How long of a delay can we expect in this case? Well, let's use the U.K. trial as a guide. Novavax launched that one in late September and reported interim data four months later. If the U.S. trial follows that timeline, we may expect data in late April.
Under the rolling review process, the FDA now is studying Novavax's U.K. trial data and will examine further results as they become available. If the FDA reviews the U.S. data for about the same amount of time it spent on the Pfizer and Moderna phase 3 results, the agency may issue a decision in mid-May. That could be earlier if the U.S. study clearly confirms the U.K. data -- or shows superior performance.
Meanwhile, it's likely the U.K. -- and perhaps other areas like the European Union – will make a decision earlier. Novavax showed in its U.K. trial that the vaccine candidate was 85.6% effective against the U.K. strain. That may encourage the U.K. to authorize the investigational vaccine. The EU also is struggling with the U.K. strain -- and vaccine shortages. Those elements may work in Novavax's favor.

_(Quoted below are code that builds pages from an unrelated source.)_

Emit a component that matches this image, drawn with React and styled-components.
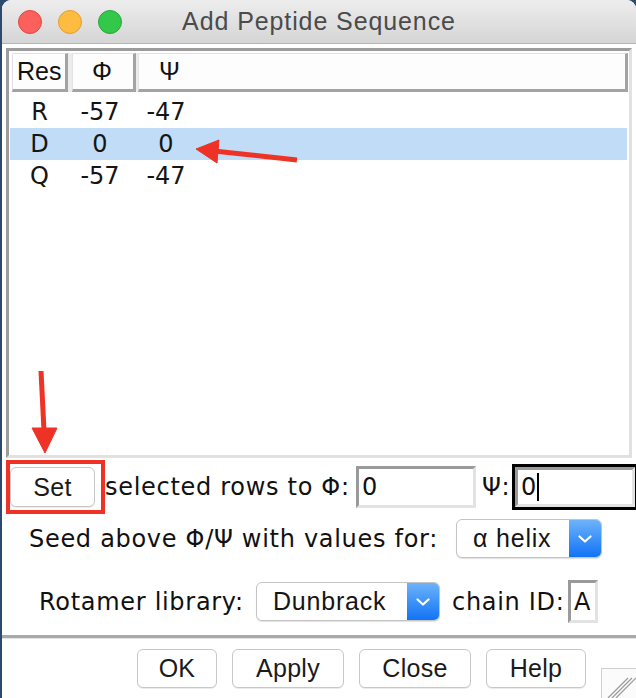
import React from "react";
import styled, { createGlobalStyle } from "styled-components";

const GlobalStyle = createGlobalStyle`
  html, body {
    margin: 0;
    padding: 0;
    background: #2b4a6e;
  }
`;

const LABEL_FONT = `"DejaVu Sans", "Noto Sans", sans-serif`;
const UI_FONT = `"Liberation Sans", Arial, sans-serif`;

const Page = styled.div`
  position: relative;
  width: 636px;
  height: 698px;
  overflow: hidden;
`;

const Window = styled.div`
  margin-left: 2px;
  width: 634px;
  height: 698px;
  background: #ffffff;
  border-radius: 9px 9px 0 0;
  overflow: hidden;
  display: flex;
  flex-direction: column;
`;

const TitleBar = styled.div`
  height: 43px;
  flex-shrink: 0;
  border-bottom: 1px solid #b4b4b4;
  background: linear-gradient(#ededed, #d5d5d5);
  display: grid;
  grid-template-columns: 1fr auto 1fr;
  align-items: center;
`;

const Lights = styled.div`
  display: flex;
  gap: 16px;
  padding-left: 16px;
`;

const Light = styled.span`
  width: 24px;
  height: 24px;
  box-sizing: border-box;
  border-radius: 50%;
  background: ${(p) => p.$fill};
  border: 1px solid ${(p) => p.$edge};
`;

const Title = styled.div`
  font-family: ${UI_FONT};
  font-size: 25px;
  letter-spacing: 0.9px;
  color: #4b4b4b;
`;

const Body = styled.div`
  flex: 1;
  display: flex;
  flex-direction: column;
  padding: 4px 0 0 4px;
`;

const TableFrame = styled.div`
  width: 626px;
  height: 410px;
  box-sizing: border-box;
  border: 3px solid;
  border-color: #9c9c9c #e1e1e1 #e1e1e1 #9c9c9c;
  background: #ffffff;
`;

const HeaderRow = styled.div`
  display: flex;
  height: 39px;
  margin: 2px 1px 0 3px;
  background: #ececec;
`;

const HeaderCell = styled.div`
  box-sizing: border-box;
  height: 39px;
  ${(p) => (p.$width ? `width: ${p.$width}px;` : "flex: 1;")}
  margin-left: ${(p) => p.$gap || 0}px;
  padding-left: ${(p) => p.$pad}px;
  border-top: 1px solid #e2e2e2;
  border-left: 1px solid #e2e2e2;
  border-right: 3px solid #a3a3a3;
  border-bottom: 3px solid #a3a3a3;
  background: #fdfdfd;
  display: flex;
  align-items: center;
  font-family: ${UI_FONT};
  font-size: 25px;
  color: #111;
`;

const Rows = styled.div`
  margin: 4px 2px 0 1px;
`;

const Row = styled.div`
  display: grid;
  grid-template-columns: 59px 62px 70px;
  height: 32px;
  background: ${(p) => (p.$selected ? "#c0dcf7" : "transparent")};
`;

const Cell = styled.div`
  text-align: center;
  font-family: ${LABEL_FONT};
  font-size: 24px;
  line-height: 33px;
  color: #151515;
`;

const ControlRow = styled.div`
  display: flex;
  align-items: center;
  height: ${(p) => p.$height}px;
  margin-top: ${(p) => p.$top}px;
  margin-left: ${(p) => p.$left || 0}px;
`;

const Label = styled.div`
  box-sizing: border-box;
  width: ${(p) => p.$width}px;
  padding-left: ${(p) => p.$pad || 0}px;
  flex-shrink: 0;
  white-space: nowrap;
  font-family: ${LABEL_FONT};
  font-size: 24px;
  letter-spacing: 0.7px;
  color: #111;
`;

const Callout = styled.div`
  box-sizing: border-box;
  width: 99px;
  height: 54px;
  flex-shrink: 0;
  border: 4px solid #ee3326;
  padding: 3px 0 0 0;
`;

const PushButton = styled.button`
  box-sizing: border-box;
  width: ${(p) => p.$width}px;
  height: ${(p) => p.$height || 39}px;
  flex-shrink: 0;
  padding: 0;
  background: #ffffff;
  border: 1px solid #c7c7c7;
  border-radius: 6px;
  box-shadow: 0 1px 0 rgba(0, 0, 0, 0.08);
  font-family: ${UI_FONT};
  font-size: 25px;
  letter-spacing: 0.3px;
  color: #1a1a1a;
`;

const Entry = styled.div`
  box-sizing: border-box;
  width: ${(p) => p.$width}px;
  height: ${(p) => p.$height}px;
  flex-shrink: 0;
  border: 3px solid;
  border-color: #9a9a9a #e3e3e3 #e3e3e3 #9a9a9a;
  background: #fff;
  display: flex;
  align-items: center;
  padding-left: 3px;
  font-family: ${LABEL_FONT};
  font-size: 24px;
  color: #111;
`;

const FocusRing = styled.div`
  box-sizing: border-box;
  width: 126px;
  height: 46px;
  flex-shrink: 0;
  border: 3px solid #000;
  display: flex;
`;

const Caret = styled.span`
  display: inline-block;
  width: 2px;
  height: 28px;
  margin-left: 1px;
  background: #000;
`;

const Dropdown = styled.div`
  box-sizing: border-box;
  width: ${(p) => p.$width}px;
  height: 39px;
  flex-shrink: 0;
  display: flex;
  border: 1px solid #c4c4c4;
  border-radius: 6px;
  background: #fff;
  box-shadow: 0 1px 1px rgba(0, 0, 0, 0.12);
  overflow: hidden;
`;

const DropText = styled.div`
  flex: 1;
  display: flex;
  align-items: center;
  padding-left: 16px;
  font-family: ${UI_FONT};
  font-size: 25px;
  letter-spacing: 0.8px;
  color: #151515;
`;

const DropArrow = styled.div`
  width: 32px;
  display: flex;
  align-items: center;
  justify-content: center;
  background: linear-gradient(#6cb3fb, #1273f5);
`;

const Separator = styled.div`
  margin: 12px 0 0 -4px;
  height: 3px;
  background: #a9a9a9;
  border-bottom: 1px solid #e3e3e3;
`;

const ButtonRow = styled.div`
  display: flex;
  align-items: flex-start;
  gap: 15px;
  height: 49px;
  margin-top: 10px;
  padding-left: 131px;
`;

const Grip = styled.div`
  margin-left: auto;
  align-self: flex-end;
  width: 41px;
  height: 30px;
  box-sizing: border-box;
  border-top: 1px solid #cfcfcf;
  border-left: 1px solid #cfcfcf;
  background: #fbfbfb;
`;

const Overlay = styled.svg`
  position: absolute;
  top: 0;
  left: 0;
  pointer-events: none;
`;

const Chevron = () => (
  <svg width="14" height="8" viewBox="0 0 14 8">
    <path d="M1.5 1.5 L7 6.5 L12.5 1.5" fill="none" stroke="#fff" strokeWidth="2.2" strokeLinecap="round" strokeLinejoin="round" />
  </svg>
);

const Select = ({ width, value }) => (
  <Dropdown $width={width}>
    <DropText>{value}</DropText>
    <DropArrow>
      <Chevron />
    </DropArrow>
  </Dropdown>
);

const residues = [
  { res: "R", phi: "-57", psi: "-47" },
  { res: "D", phi: "0", psi: "0", selected: true },
  { res: "Q", phi: "-57", psi: "-47" },
];

const App = () => {
  return (
    <Page>
      <GlobalStyle />
      <Window>
        <TitleBar>
          <Lights>
            <Light $fill="#fc605c" $edge="#de4842" />
            <Light $fill="#fdbc40" $edge="#de9f34" />
            <Light $fill="#34c84a" $edge="#27a83a" />
          </Lights>
          <Title>Add Peptide Sequence</Title>
          <div />
        </TitleBar>

        <Body>
          <TableFrame>
            <HeaderRow>
              <HeaderCell $width={56} $pad={4}>Res</HeaderCell>
              <HeaderCell $width={64} $gap={4} $pad={19}>Φ</HeaderCell>
              <HeaderCell $gap={2} $pad={20}>Ψ</HeaderCell>
            </HeaderRow>
            <Rows>
              {residues.map((r) => (
                <Row key={r.res} $selected={r.selected}>
                  <Cell>{r.res}</Cell>
                  <Cell>{r.phi}</Cell>
                  <Cell>{r.psi}</Cell>
                </Row>
              ))}
            </Rows>
          </TableFrame>

          <ControlRow $height={54} $top={2}>
            <Callout>
              <PushButton $width={85} $height={40}>Set</PushButton>
            </Callout>
            <Label $width={251}>selected rows to Φ:</Label>
            <Entry $width={120} $height={42}>0</Entry>
            <Label $width={36} $pad={6}>Ψ:</Label>
            <FocusRing>
              <Entry $width={120} $height={40}>
                0<Caret />
              </Entry>
            </FocusRing>
          </ControlRow>

          <ControlRow $height={39} $top={5} $left={23}>
            <Label $width={427}>Seed above Φ/Ψ with values for:</Label>
            <Select width={146} value="α helix" />
          </ControlRow>

          <ControlRow $height={43} $top={22} $left={33}>
            <Label $width={217}>Rotamer library:</Label>
            <Select width={184} value="Dunbrack" />
            <Label $width={128} $pad={12}>chain ID:</Label>
            <Entry $width={30} $height={43}>A</Entry>
          </ControlRow>

          <Separator />

          <ButtonRow>
            <PushButton $width={80}>OK</PushButton>
            <PushButton $width={112}>Apply</PushButton>
            <PushButton $width={112}>Close</PushButton>
            <PushButton $width={100}>Help</PushButton>
            <Grip>
              <svg width="40" height="29" viewBox="0 0 40 29">
                <g stroke="#9a9a9a" strokeWidth="1.2">
                  <line x1="6" y1="29" x2="26" y2="9" />
                  <line x1="10" y1="29" x2="30" y2="9" />
                  <line x1="14" y1="29" x2="34" y2="9" />
                </g>
              </svg>
            </Grip>
          </ButtonRow>
        </Body>
      </Window>

      <Overlay width="636" height="698" viewBox="0 0 636 698">
        <g fill="#ee3326" stroke="#ee3326">
          <line x1="297" y1="160" x2="214" y2="151" strokeWidth="5" />
          <polygon points="196,149 219,140 217,163" strokeWidth="1" />
          <line x1="41" y1="371" x2="44" y2="431" strokeWidth="5" />
          <polygon points="45,453 32,428 57,428" strokeWidth="1" />
        </g>
      </Overlay>
    </Page>
  );
};

export default App;
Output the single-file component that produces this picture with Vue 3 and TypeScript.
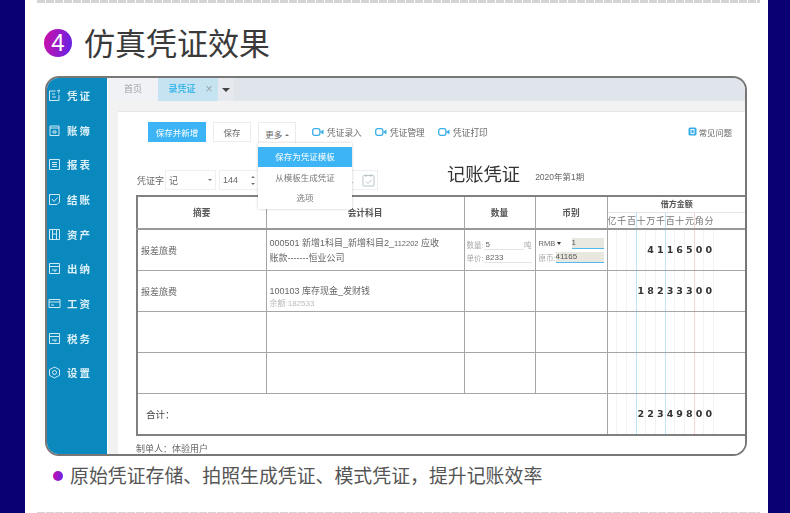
<template>
  <div class="page">
    <div class="dash"></div>

    <h2 class="heading">
      <span class="step">4</span>
      <span class="heading-text">仿真凭证效果</span>
    </h2>

    <div class="frame">
      <aside class="side">
        <div v-for="item in navItems" :key="item.label" class="nav-item">
          <svg class="nav-icon" width="13" height="13" viewBox="0 0 13 13">
            <path :d="item.icon" fill="none" stroke="#cfe9f5" stroke-width="1" />
          </svg>
          <span>{{ item.label }}</span>
        </div>
      </aside>

      <div class="main">
        <div class="tabs">
          <div class="tab">首页</div>
          <div class="tab tab-active">
            <span>录凭证</span>
            <span class="tab-close">×</span>
          </div>
          <div class="tab-more"><i class="caret"></i></div>
        </div>

        <div class="body">
          <div class="sheet">
            <div class="toolbar">
              <button class="btn btn-primary">保存并新增</button>
              <button class="btn">保存</button>
              <div class="more">
                <button class="btn btn-more">更多 <i class="up"></i></button>
                <ul class="menu">
                  <li class="menu-on">保存为凭证模板</li>
                  <li>从模板生成凭证</li>
                  <li>选项</li>
                </ul>
              </div>
              <a v-for="link in links" :key="link" class="link">
                <svg width="12" height="8" viewBox="0 0 12 8">
                  <rect x="0.7" y="0.7" width="7.2" height="6.6" rx="2" fill="none" stroke="#38aee6" stroke-width="1.3" />
                  <path d="M8 4 L11.5 1.5 V6.5 Z" fill="#38aee6" />
                </svg>
                {{ link }}
              </a>
              <a class="link help">
                <svg width="9" height="10" viewBox="0 0 9 10">
                  <rect x="0.5" y="0.5" width="8" height="8" rx="1.5" fill="#38aee6" />
                  <rect x="3" y="2.5" width="3" height="4" fill="none" stroke="#fff" stroke-width="0.9" />
                </svg>
                常见问题
              </a>
            </div>

            <div class="voucher-row">
              <span class="word-label">凭证字</span>
              <div class="field field-word">记<i class="down"></i></div>
              <div class="field field-num">144<span class="spin"><i class="up"></i><i class="down"></i></span></div>
              <div class="field field-date">1
                <svg width="13" height="14" viewBox="0 0 13 14">
                  <rect x="1" y="2.5" width="11" height="10.5" rx="1" fill="none" stroke="#b8c6cc" />
                  <path d="M4 1 V4 M9 1 V4 M4 8.5 L6 10.5 L9.5 7" fill="none" stroke="#b8c6cc" />
                </svg>
              </div>
              <div class="voucher-title">记账凭证</div>
              <div class="period">2020年第1期</div>
            </div>

            <table class="grid">
              <colgroup>
                <col style="width: 129px" />
                <col style="width: 198px" />
                <col style="width: 71px" />
                <col style="width: 72px" />
                <col style="width: 140px" />
              </colgroup>
              <thead>
                <tr>
                  <th>摘要</th>
                  <th>会计科目</th>
                  <th>数量</th>
                  <th>币别</th>
                  <th class="debit">
                    <div class="debit-title">借方金额</div>
                    <div class="digits digit-head">
                      <span v-for="(u, i) in units" :key="i" :class="cellClass(i)">{{ u }}</span>
                    </div>
                  </th>
                </tr>
              </thead>
              <tbody>
                <tr>
                  <td class="memo">报差旅费</td>
                  <td class="subject">000501 新增1科目_新增科目2_<small>112202</small> 应收账款-------恒业公司</td>
                  <td class="qty">
                    <div class="qty-line"><span>数量:</span><b>5</b><span>吨</span></div>
                    <div class="qty-line"><span>单价:</span><b>8233</b></div>
                  </td>
                  <td class="cur">
                    <div class="cur-line"><span class="rmb">RMB <i class="tri"></i></span><b>1</b></div>
                    <div class="cur-line"><span class="orig">原币:</span><b>41165</b></div>
                  </td>
                  <td class="money">
                    <div class="digits">
                      <span v-for="(d, i) in cells(4116500)" :key="i" :class="cellClass(i)">{{ d }}</span>
                    </div>
                  </td>
                </tr>
                <tr>
                  <td class="memo">报差旅费</td>
                  <td class="subject subject-balance">100103 库存现金_发财钱<div class="balance">余额:182533</div></td>
                  <td></td>
                  <td></td>
                  <td class="money">
                    <div class="digits">
                      <span v-for="(d, i) in cells(18233300)" :key="i" :class="cellClass(i)">{{ d }}</span>
                    </div>
                  </td>
                </tr>
                <tr v-for="n in 2" :key="n">
                  <td></td>
                  <td></td>
                  <td></td>
                  <td></td>
                  <td class="money">
                    <div class="digits">
                      <span v-for="(d, i) in cells(0)" :key="i" :class="cellClass(i)">{{ d }}</span>
                    </div>
                  </td>
                </tr>
                <tr>
                  <td colspan="4" class="total">合计：</td>
                  <td class="money">
                    <div class="digits">
                      <span v-for="(d, i) in cells(22349800)" :key="i" :class="cellClass(i)">{{ d }}</span>
                    </div>
                  </td>
                </tr>
              </tbody>
            </table>

            <div class="maker">制单人：体验用户</div>
          </div>
        </div>
      </div>
    </div>

    <div class="note">
      <span class="dot"></span>
      <span class="note-text">原始凭证存储、拍照生成凭证、模式凭证，提升记账效率</span>
    </div>

    <div class="dash dash-bottom"></div>
  </div>
</template>

<script setup lang="ts">
type NavItem = { label: string; icon: string };

const screenIcon = "M1.5 1.5 H11.5 V11.5 H1.5 Z M1.5 4.5 H11.5 M4 8 H9 M7 8 V10";

const navItems: NavItem[] = [
  { label: "凭证", icon: "M11 6 V11.5 H1.5 V2 H7.5 M4 5 H7 M4 8 H8 M9 2 L11.5 1 L10.5 4.5" },
  { label: "账簿", icon: "M2 2 H11 V11.5 H2 Z M2 4 H11 M5 7 H8 V9 H5 Z" },
  { label: "报表", icon: "M1.5 1.5 H11.5 V11.5 H1.5 Z M4 4.5 H9 M4 6.5 H9 M4 8.5 H9" },
  { label: "结账", icon: "M1.5 1.5 H11.5 V9 L9 11.5 H1.5 Z M4 6 L6 8.5 L9.5 4.5" },
  { label: "资产", icon: "M1.5 1.5 H11.5 V11.5 H1.5 Z M4.5 1.5 V11.5 M8.5 1.5 V11.5 M4.5 6 H8.5" },
  { label: "出纳", icon: screenIcon },
  { label: "工资", icon: "M1 2.5 H12 V10.5 H1 Z M1 5 H12 M3 8 H6" },
  { label: "税务", icon: screenIcon },
  { label: "设置", icon: "M6.5 1 L11.5 3.7 V9.3 L6.5 12 L1.5 9.3 V3.7 Z M6.5 4.5 A2 2 0 1 0 6.5 8.5 A2 2 0 1 0 6.5 4.5" },
];

const links = ["凭证录入", "凭证管理", "凭证打印"];
const units = ["亿", "千", "百", "十", "万", "千", "百", "十", "元", "角", "分"];

// 金额按分右对齐填进 11 个格子
function cells(amount: number): string[] {
  const text = amount ? String(amount) : "";
  return text.padStart(11, " ").split("");
}

function cellClass(i: number): string {
  if (i === 2 || i === 5) return "line-blue";
  if (i === 8) return "line-red";
  return "";
}
</script>

<style>
html,
body {
  margin: 0;
  background: #0b0073;
}
</style>

<style scoped>
.page {
  width: 743px;
  height: 513px;
  margin-left: 25px;
  background: #fff;
  overflow: hidden;
  font-family: "Liberation Sans", "Noto Sans CJK SC", sans-serif;
  color: #555;
}

.dash {
  width: 723px;
  height: 3px;
  margin-left: 12px;
  background: repeating-linear-gradient(to right, #d4d4d4 0 8px, #fff 8px 9px);
}

.dash-bottom {
  height: 1px;
  margin-top: 22px;
}

.heading {
  display: flex;
  align-items: center;
  gap: 12px;
  height: 28px;
  margin: 26px 0 19px 19px;
  font-size: 31px;
  font-weight: 400;
  color: #3a3a3a;
  font-family: "Noto Sans CJK SC", sans-serif;
}

.heading-text {
  margin-bottom: 4px;
}

.step {
  width: 28px;
  height: 28px;
  border-radius: 50%;
  background: linear-gradient(100deg, #d00fa5, #5f24ea);
  color: #fff;
  font-size: 24px;
  line-height: 28px;
  text-align: center;
  font-family: "Liberation Sans", sans-serif;
}

.frame {
  display: flex;
  box-sizing: border-box;
  width: 702px;
  height: 380px;
  margin-left: 20px;
  border: 2px solid #777;
  border-radius: 14px;
  overflow: hidden;
  font-size: 9px;
  filter: blur(0.35px);
}

.side {
  flex: none;
  width: 60px;
  background: #0989bd;
  color: #dcf0f9;
}

.nav-item {
  display: flex;
  align-items: center;
  height: 34.7px;
  padding-left: 1px;
  font-size: 10.5px;
  font-weight: 700;
  letter-spacing: 2px;
}

.nav-icon {
  flex: none;
  margin-right: 6px;
}

.main {
  flex: 1;
  min-width: 0;
  display: flex;
  flex-direction: column;
  margin-left: 1px;
}

.tabs {
  flex: none;
  display: flex;
  height: 23px;
  background: #e0e5ec;
  color: #9aa0a6;
}

.tab {
  width: 50px;
  line-height: 23px;
  text-align: center;
  background: #f0f2f5;
}

.tab-active {
  display: flex;
  justify-content: center;
  gap: 10px;
  width: 60px;
  box-sizing: border-box;
  padding-left: 5px;
  background: #c5e3f0;
  color: #45b8ec;
  font-weight: 700;
}

.tab-close {
  font-size: 12px;
  font-weight: 400;
  color: #9aa5ad;
}

.tab-more {
  display: flex;
  align-items: center;
  justify-content: center;
  width: 16px;
  background: #e6e9ee;
}

.caret {
  border: 4px solid transparent;
  border-top: 4px solid #444;
  border-bottom: 0;
}

.body {
  flex: 1;
  min-height: 0;
  padding: 10px 0 0 10px;
  background: #f2f2f2;
}

.sheet {
  height: 100%;
  padding: 10px 0 0 18px;
  box-sizing: border-box;
  background: #fff;
  border-top: 1px solid #e6e6e6;
}

.toolbar {
  display: flex;
  align-items: center;
  height: 20px;
  padding-left: 12px;
  width: 584px;
}

.btn {
  height: 20px;
  width: 38px;
  margin-right: 7px;
  padding: 0;
  border: 1px solid #e8ecef;
  background: #fff;
  color: #666;
  font: inherit;
  font-size: 8.5px;
}

.btn-primary {
  width: 58px;
  border: 0;
  background: #3db4f5;
  color: #fff;
}

.more {
  position: relative;
  margin-right: 9px;
}

.btn-more {
  display: block;
  margin-right: 0;
  height: 22px;
  margin-bottom: -2px;
  border-bottom: 0;
}

.up {
  display: inline-block;
  vertical-align: middle;
  border: 2px solid transparent;
  border-bottom: 2.5px solid #777;
  border-top: 0;
}

.down {
  display: inline-block;
  vertical-align: middle;
  border: 2px solid transparent;
  border-top: 2.5px solid #777;
  border-bottom: 0;
}

.menu {
  position: absolute;
  z-index: 2;
  top: 21px;
  left: 0;
  width: 94px;
  height: 66px;
  margin: 0;
  padding: 4px 0 0;
  box-sizing: border-box;
  list-style: none;
  background: #fff;
  box-shadow: 0 0 3px rgba(0, 0, 0, 0.2);
  color: #777;
  font-size: 8.5px;
  text-align: center;
}

.menu li {
  height: 20px;
  line-height: 20px;
}

.menu .menu-on {
  height: 20px;
  margin-bottom: 1px;
  background: #3db4f5;
  color: #fff;
}

.link {
  display: flex;
  align-items: center;
  gap: 3px;
  margin-left: 7px;
  margin-right: 3px;
  width: 53px;
  flex: none;
  color: #666;
  font-size: 8.7px;
}

.help {
  gap: 2px;
  margin-left: auto;
  margin-right: 0;
  width: auto;
  font-size: 8.3px;
}

.voucher-row {
  display: flex;
  align-items: center;
  height: 26px;
  margin-top: 25px;
  margin-bottom: 2px;
  padding-left: 1px;
  color: #666;
}

.word-label {
  width: 28px;
}

.field {
  display: flex;
  align-items: center;
  justify-content: space-between;
  box-sizing: border-box;
  height: 20px;
  border: 1px solid #edf0f2;
  padding: 0 3px;
}

.field-word {
  width: 51px;
  margin-right: 3px;
}

.field-num {
  width: 40px;
}

.spin {
  display: flex;
  flex-direction: column;
  gap: 5px;
}

.field-date {
  width: 34px;
  margin-left: 85px;
  padding-right: 2px;
}

.voucher-title {
  margin-left: 69px;
  margin-top: -14px;
  font-size: 18.3px;
  color: #333;
  font-family: "Noto Sans CJK SC", sans-serif;
}

.period {
  margin-left: 15px;
  margin-top: -8px;
  font-size: 8.5px;
}

.grid {
  width: 610px;
  table-layout: fixed;
  border-collapse: collapse;
  border: 2px solid #808080;
  color: #666;
}

.grid th,
.grid td {
  padding: 0;
  border: 1px solid #a6a6a6;
  font-weight: 400;
  height: 40px;
}

.grid thead th {
  height: 31px;
  font-weight: 700;
  color: #555;
  font-size: 8.7px;
  border-bottom: 2px solid #999;
}

.grid td.money,
.grid th.debit {
  vertical-align: top;
}

.debit-title {
  box-sizing: border-box;
  height: 16px;
  line-height: 15px;
  font-size: 8px;
  border-bottom: 1px solid #e4e4e4;
}

.digits {
  display: flex;
  height: 40px;
  line-height: 40px;
  font-size: 9.5px;
  font-weight: 700;
  color: #333;
}

.digits span {
  flex: none;
  width: 9.7px;
  box-sizing: border-box;
  border-right: 1px solid #f3f3f3;
  text-align: center;
  white-space: pre;
  font-family: "DejaVu Sans", sans-serif;
}

.digits .line-blue {
  border-right-color: #bfe4fa;
}

.digits .line-red {
  border-right-color: #f9d4d4;
}

.digit-head {
  height: 15px;
  line-height: 15px;
}

.digit-head span {
  font-family: "Noto Sans CJK SC", sans-serif;
  font-size: 9px;
  font-weight: 400;
  color: #777;
  border-right-color: transparent;
}

.memo {
  padding-left: 3px !important;
  font-size: 9px;
}

.subject {
  padding: 0 22px 0 3px !important;
  font-size: 9px;
  line-height: 14px;
  word-break: break-all;
}

.grid .subject-balance {
  height: 28px;
  padding-top: 12px !important;
}

.subject small {
  font-size: 7.5px;
}

.balance {
  font-size: 8px;
  line-height: 12px;
  color: #bbb;
}

.qty,
.cur {
  font-size: 7.5px;
  color: #aaa;
}

.qty-line {
  display: flex;
  align-items: flex-end;
  height: 13px;
  margin: 0 3px 0 2px;
}

.qty-line span {
  white-space: nowrap;
}

.qty-line b {
  flex: 1;
  font-weight: 400;
  color: #666;
  border-bottom: 1px solid #e4e4e4;
  font-size: 8px;
  padding-left: 2px;
}

.cur-line {
  display: flex;
  align-items: center;
  height: 14px;
  margin: 0 3px;
}

.cur-line b {
  flex: 1;
  height: 10px;
  line-height: 10px;
  font-weight: 400;
  color: #555;
  background: #e9e8e0;
  border-bottom: 1px solid #52b8ee;
  font-size: 8px;
}

.rmb {
  width: 33px;
  color: #666;
  white-space: nowrap;
}

.orig {
  width: 17px;
  white-space: nowrap;
}

.tri {
  display: inline-block;
  vertical-align: middle;
  border: 2px solid transparent;
  border-top: 3px solid #333;
  border-bottom: 0;
}

.total {
  padding-left: 8px !important;
  font-size: 9.5px;
  font-weight: 700;
  color: #444;
}

.maker {
  margin-top: 8px;
  font-size: 9px;
  line-height: 11px;
  color: #666;
}

.note {
  display: flex;
  align-items: center;
  gap: 7px;
  height: 28px;
  margin: 6px 0 0 28px;
  font-size: 18.9px;
  color: #555;
  font-family: "Noto Sans CJK SC", sans-serif;
}

.note-text {
  margin-bottom: 3px;
}

.dot {
  width: 10px;
  height: 10px;
  border-radius: 50%;
  background: linear-gradient(100deg, #d00fa5, #5f24ea);
}
</style>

What does this mean for investors?
Whether the FDA authorizes Novavax's vaccine now or in two months won't make a huge difference. As mentioned earlier, the Biden administration finalized new orders for the Pfizer and Moderna vaccines. These orders give the country enough doses to vaccinate 300 million Americans. The U.S. population stands at about 330 million -- and that includes children or others who aren't eligible for the vaccine. That doesn't leave much room for other players in the near term.
But all is not lost. Once the rush to get Americans vaccinated is over, the government likely will order more vaccines for later use. That's where Novavax could win if its efficacy is in line with rivals or better. The company already offers two strong points: a vaccine that can be stored at regular refrigerator temperatures and the ability to produce as many as 2 billion doses annually.
And if regulators give Novavax the nod, this clinical-stage company may post billions of dollars in product revenue -- as soon as this year. Governments around the world already have ordered more than 280 million vaccine doses from the company. So even if Novavax takes a few extra weeks to cross the finish line, this biotech company -- and its investors -- could still get the trophy.